A entrada de Gilligan no casting de talentos da empresa diz muito sobre os bastidores de qualquer grande negócio, pautado especialmente por relações de confiança. Em um passado não muito distante, Erlicht e Van Amburg trabalhavam na Sony Pictures Televison. Os dois foram responsáveis por enxergar potencial em obras ousadas como, vejam só, uma na qual um professor de química se torna traficante — sim, Breaking Bad, que já havia sido rejeitada por vários estúdios antes de receber a aprovação dos executivos. A dupla, que migrou para a Apple em 2017, foi essencial na chamada era de ouro da TV, que resultou em outras tramas aclamadas, como Justified e The Crown. Logo, os dois se tornaram uma espécie de selo de qualidade na indústria e o filtro que decide o que leva ou não o selo Apple de qualidade.
Na busca por acertar, claro, eles já erraram muito. O catálogo da plataforma conta com produções tão excitantes quanto um abajur creme, a exemplo das séries See e For All Mankind. Mas o olhar voltado para a inovação fez do estúdio também um lugar fértil para produções inesperadas, que surgiram após anos de investimentos bilionários.
O melhor exemplo é Ruptura, série de originalidade inquestionável que logo se tornou a mais vista da plataforma. Na trama, humanos têm o cérebro dividido entre trabalho e vida social, graças a um chip que controla as memórias. Cada episódio da trama custa 20 milhões de dólares aos bolsos da empresa, mas seu retorno vale a pena. “Quando olho para a frente, penso na terceira temporada de Ruptura, a segunda de O Estúdio, uma sequência de F1. Nós começamos do zero e tivemos que ter muitas primeiras vezes, agora vamos dar continuidade ao que deu certo”, afirma Cue sobre a fase atual do estúdio, com títulos estabilizados após diversas tentativas.
Hoje, o catálogo de obras próprias da empresa soma 300 produções entre filmes e séries — para comparação, a Netflix conta com 4 500 títulos originais só nos Estados Unidos, fora todo o catálogo internacional do qual o Brasil faz parte. Reside aí, aliás, uma pedra no sapato da Apple: a escassez de conteúdo estrangeiro, especialmente latino-americano. Com isso, a empresa fica muito atrás das concorrentes: Netflix, HBO Max e Disney, por exemplo, há tempos reconheceram a força das produções locais, que atraem novos assinantes e ainda abrem janelas entre países. Lançado recentemente pela Netflix, o filme Caramelo teve uma ótima audiência em noventa dos 190 países onde o canal atua.

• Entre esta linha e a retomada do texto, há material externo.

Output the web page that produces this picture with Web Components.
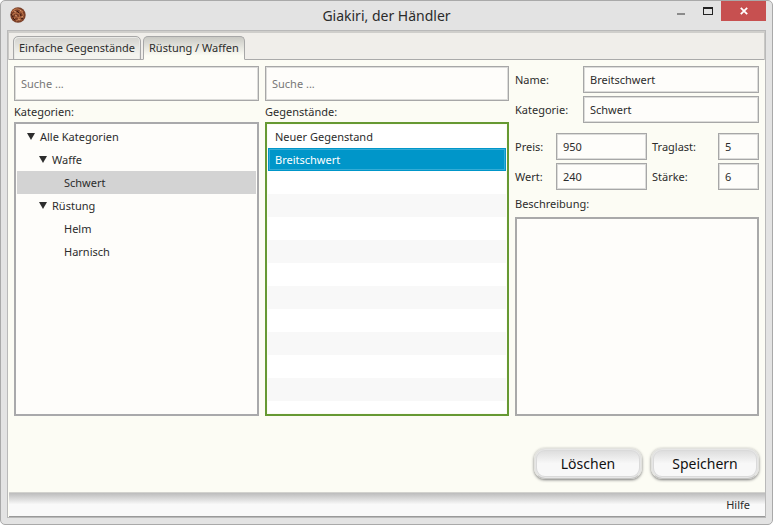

A Apple, obviamente, vem se mexendo para tentar reduzir essa desvantagem. Esse investimento em produções locais é tratado internamente como uma questão estratégica e a empresa é cuidadosa em não antecipar qualquer novo capítulo, de forma a não dar munição à concorrência. “O Brasil é um berço de entretenimento de qualidade e de produtos criativos interessantes. Nós acreditamos que há talentos no país com quem podemos trabalhar. Mas ainda estamos procurando a história ideal”, explicou Erlicht. Parece ser mesmo uma questão de tempo. Segundo apurou a reportagem de VEJA, já existiram negociações da Apple com empresas nacionais, mas nenhum projeto foi adiante até agora.
Para emplacar uma boa parceria, talvez as produtoras brasileiras devam oferecer ao canal um título de ficção científica, gênero favorito da plataforma. O filão caro, que demanda a criação de mundos e muitos efeitos especiais, tem retorno incerto e costuma assombrar os grandes estúdios, que já viram orçamentos altíssimos irem pelo ralo com filmes e séries que deram errado. Considerada inadaptável, a obra Fundação, de Isaac Asimov, só conseguiu sair do papel graças à aposta da Apple, que produz atualmente sua quarta temporada. Em contrapartida, produções singelas de orçamentos modestos conquistaram assinantes, como a comédia Ted Lasso, que voltou das cinzas por demanda popular: finalizada na terceira temporada, a série terá uma nova leva de episódios em 2026.
Com 45 milhões de assinantes em 100 países e responsável por apenas 1% de tempo de tela nos Estados Unidos, a Apple TV está longe de dominar a guerra do streaming. Enquanto não ganha musculatura para bater de frente com a concorrência, a Apple investe no marketing de que é capaz de fazer a mesma coisa de uma forma muito mais criativa, trazendo para as produções de filmes e séries o mesmo espírito de inovação que catapultou o sucesso da empresa com o toque de midas de Steve Jobs. Na corrida cada vez mais acirrada pelo pódio do streaming, o estúdio quer mesmo é exibir o melhor e mais charmoso carro da pista — mesmo que ele siga na direção contrária dos demais.